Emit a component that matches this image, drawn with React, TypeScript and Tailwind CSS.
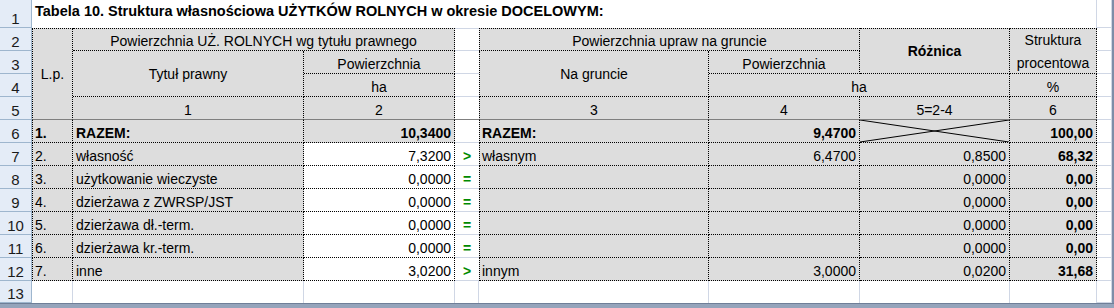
import React from "react";

// excel-like borders: one arbitrary property per side so nothing collides
const R = "[border-right:1px_dotted_#000]";
const B = "[border-bottom:1px_dotted_#000]";
const T = "[border-top:1px_dotted_#000]";
const L = "[border-left:1px_dotted_#000]";
const SEP = "[border-bottom:1px_solid_#7f7f7f]";
const GR = "[border-right:1px_solid_#d0d7e5]";
const GB = "[border-bottom:1px_solid_#d0d7e5]";
const GT = "[border-top:1px_solid_#d0d7e5]";
const GRAY = "bg-[#dddddd]";

const ROW = [
  "row-start-1",
  "row-start-2",
  "row-start-3",
  "row-start-4",
  "row-start-5",
  "row-start-6",
  "row-start-7",
  "row-start-8",
  "row-start-9",
  "row-start-10",
  "row-start-11",
  "row-start-12",
  "row-start-13",
];

type DataRow = {
  lp: string;
  label: string;
  area: string;
  sign: string;
  crop: string;
  cropArea: string;
  diff: string | null;
  pct: string;
  total?: boolean;
};

const rows: DataRow[] = [
  { lp: "1.", label: "RAZEM:", area: "10,3400", sign: "", crop: "RAZEM:", cropArea: "9,4700", diff: null, pct: "100,00", total: true },
  { lp: "2.", label: "własność", area: "7,3200", sign: ">", crop: "własnym", cropArea: "6,4700", diff: "0,8500", pct: "68,32" },
  { lp: "3.", label: "użytkowanie wieczyste", area: "0,0000", sign: "=", crop: "", cropArea: "", diff: "0,0000", pct: "0,00" },
  { lp: "4.", label: "dzierżawa z ZWRSP/JST", area: "0,0000", sign: "=", crop: "", cropArea: "", diff: "0,0000", pct: "0,00" },
  { lp: "5.", label: "dzierżawa dł.-term.", area: "0,0000", sign: "=", crop: "", cropArea: "", diff: "0,0000", pct: "0,00" },
  { lp: "6.", label: "dzierżawa kr.-term.", area: "0,0000", sign: "=", crop: "", cropArea: "", diff: "0,0000", pct: "0,00" },
  { lp: "7.", label: "inne", area: "3,0200", sign: ">", crop: "innym", cropArea: "3,0000", diff: "0,0200", pct: "31,68" },
];

const hdr = "flex items-center justify-center text-center";
const one = "flex items-end justify-center pb-[1px]";
const left = "flex items-end pl-[2px] pb-[1px] whitespace-nowrap overflow-hidden";
const right = "flex items-end justify-end pr-[3px] pb-[1px] whitespace-nowrap";

function Cross() {
  return (
    <svg className="h-full w-full" viewBox="0 0 149 22" preserveAspectRatio="none">
      <line x1="0" y1="0" x2="149" y2="22" stroke="#000" strokeWidth="1" vectorEffect="non-scaling-stroke" />
      <line x1="0" y1="22" x2="149" y2="0" stroke="#000" strokeWidth="1" vectorEffect="non-scaling-stroke" />
    </svg>
  );
}

export default function App() {
  return (
    <div className="flex h-[308px] w-[1114px] flex-col overflow-hidden bg-white font-['Liberation_Sans',Arial,sans-serif] text-[14px] leading-[16px] text-black">
      <div className="flex">
        <div className="grid grid-cols-[32px_41px_231px_151px_24px_230px_151px_150px_87px_15px] grid-rows-[28px_repeat(11,23px)_22px]">
          {/* row numbers */}
          {ROW.map((r, i) => (
            <div
              key={r}
              className={`${r} col-start-1 flex items-end justify-center bg-[#e4ecf7] text-[15px] leading-[17px] text-[#1a1a1a] [border-right:1px_solid_#9eb6ce] [border-bottom:1px_solid_#9eb6ce]`}
            >
              {i + 1}
            </div>
          ))}

          {/* title */}
          <div className={`row-start-1 col-start-2 col-span-8 flex items-start pl-[3px] pt-[3px] text-[14.5px] font-bold leading-[17px] whitespace-nowrap ${GR}`}>
            Tabela 10. Struktura własnościowa UŻYTKÓW ROLNYCH w okresie DOCELOWYM:
          </div>

          {/* header, left part */}
          <div className={`row-start-2 row-span-4 col-start-2 ${GRAY} ${hdr} ${T} ${L} ${R} ${SEP}`}>L.p.</div>
          <div className={`row-start-2 col-start-3 col-span-2 ${GRAY} ${one} ${T} ${R} ${B}`}>
            Powierzchnia UŻ. ROLNYCH wg tytułu prawnego
          </div>
          <div className={`row-start-3 row-span-2 col-start-3 ${GRAY} ${hdr} ${R} ${B}`}>Tytuł prawny</div>
          <div className={`row-start-3 col-start-4 ${GRAY} ${one} ${R} ${B}`}>Powierzchnia</div>
          <div className={`row-start-4 col-start-4 ${GRAY} ${one} ${R} ${B}`}>ha</div>
          <div className={`row-start-5 col-start-3 ${GRAY} ${one} ${R} ${SEP}`}>1</div>
          <div className={`row-start-5 col-start-4 ${GRAY} ${one} ${R} ${SEP}`}>2</div>

          {/* gap column */}
          <div className={`row-start-2 col-start-5 ${GT} ${GB}`} />
          <div className={`row-start-3 col-start-5 ${GB}`} />
          <div className={`row-start-4 col-start-5 ${GB}`} />
          <div className={`row-start-5 col-start-5 ${SEP}`} />

          {/* header, right part */}
          <div className={`row-start-2 col-start-6 col-span-2 ${GRAY} ${one} ${T} ${L} ${R} ${B}`}>
            Powierzchnia upraw na gruncie
          </div>
          <div className={`row-start-2 row-span-2 col-start-8 ${GRAY} ${hdr} font-bold ${T} ${R} ${B}`}>Różnica</div>
          <div className={`row-start-2 row-span-2 col-start-9 ${GRAY} ${hdr} flex-col leading-[23px] pt-[1px] ${T} ${R} ${B}`}>
            <span>Struktura</span>
            <span>procentowa</span>
          </div>
          <div className={`row-start-3 row-span-2 col-start-6 ${GRAY} ${hdr} ${L} ${R} ${B}`}>Na gruncie</div>
          <div className={`row-start-3 col-start-7 ${GRAY} ${one} ${R} ${B}`}>Powierzchnia</div>
          <div className={`row-start-4 col-start-7 col-span-2 ${GRAY} ${one} ${R} ${B}`}>ha</div>
          <div className={`row-start-4 col-start-9 ${GRAY} ${one} ${R} ${B}`}>%</div>
          <div className={`row-start-5 col-start-6 ${GRAY} ${one} ${L} ${R} ${SEP}`}>3</div>
          <div className={`row-start-5 col-start-7 ${GRAY} ${one} ${R} ${SEP}`}>4</div>
          <div className={`row-start-5 col-start-8 ${GRAY} ${one} ${R} ${SEP}`}>5=2-4</div>
          <div className={`row-start-5 col-start-9 ${GRAY} ${one} ${R} ${SEP}`}>6</div>

          {/* data rows */}
          {rows.map((d, i) => {
            const r = ROW[i + 5];
            const bold = d.total ? "font-bold" : "";
            return (
              <React.Fragment key={d.lp}>
                <div className={`${r} col-start-2 ${GRAY} ${left} ${bold} ${L} ${R} ${B}`}>{d.lp}</div>
                <div className={`${r} col-start-3 ${GRAY} ${left} pl-[3px] ${bold} ${R} ${B}`}>{d.label}</div>
                <div className={`${r} col-start-4 ${d.total ? GRAY : "bg-white"} ${right} ${bold} ${R} ${B}`}>{d.area}</div>
                <div className={`${r} col-start-5 flex items-end justify-center pb-[1px] font-bold text-[#008a00] ${GB}`}>
                  {d.sign}
                </div>
                <div className={`${r} col-start-6 ${GRAY} ${left} ${bold} ${L} ${R} ${B}`}>{d.crop}</div>
                <div className={`${r} col-start-7 ${GRAY} ${right} ${bold} ${R} ${B}`}>{d.cropArea}</div>
                <div className={`${r} col-start-8 ${GRAY} ${d.diff === null ? "" : right} ${R} ${B}`}>
                  {d.diff === null ? <Cross /> : d.diff}
                </div>
                <div className={`${r} col-start-9 ${GRAY} ${right} font-bold ${R} ${B}`}>{d.pct}</div>
              </React.Fragment>
            );
          })}

          {/* empty row 13 */}
          <div className={`row-start-13 col-start-2 ${GR}`} />
          <div className={`row-start-13 col-start-3 ${GR}`} />
          <div className={`row-start-13 col-start-4 ${GR}`} />
          <div className={`row-start-13 col-start-5 ${GR}`} />
          <div className={`row-start-13 col-start-6 ${GR}`} />
          <div className={`row-start-13 col-start-7 ${GR}`} />
          <div className={`row-start-13 col-start-8 ${GR}`} />
          <div className={`row-start-13 col-start-9 ${GR}`} />

          {/* column past the table */}
          {ROW.map((r) => (
            <div key={`i-${r}`} className={`${r} col-start-10 ${GR} ${GB}`} />
          ))}
        </div>
        <div className="w-[2px] bg-[#7e8ea8]" />
      </div>
      <div className="h-[5px] border-t border-[#6f7f98] bg-[#95a4bb]" />
    </div>
  );
}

** WHAT YOU WILL DO **
Reproduce exactly the run of lines that opens the listing and closes with the line holding "import React from". Pictures are excluded.

** WRITTEN ANSWER **
Emit a component that matches this image, drawn with React, TypeScript and Tailwind CSS.
import React from "react";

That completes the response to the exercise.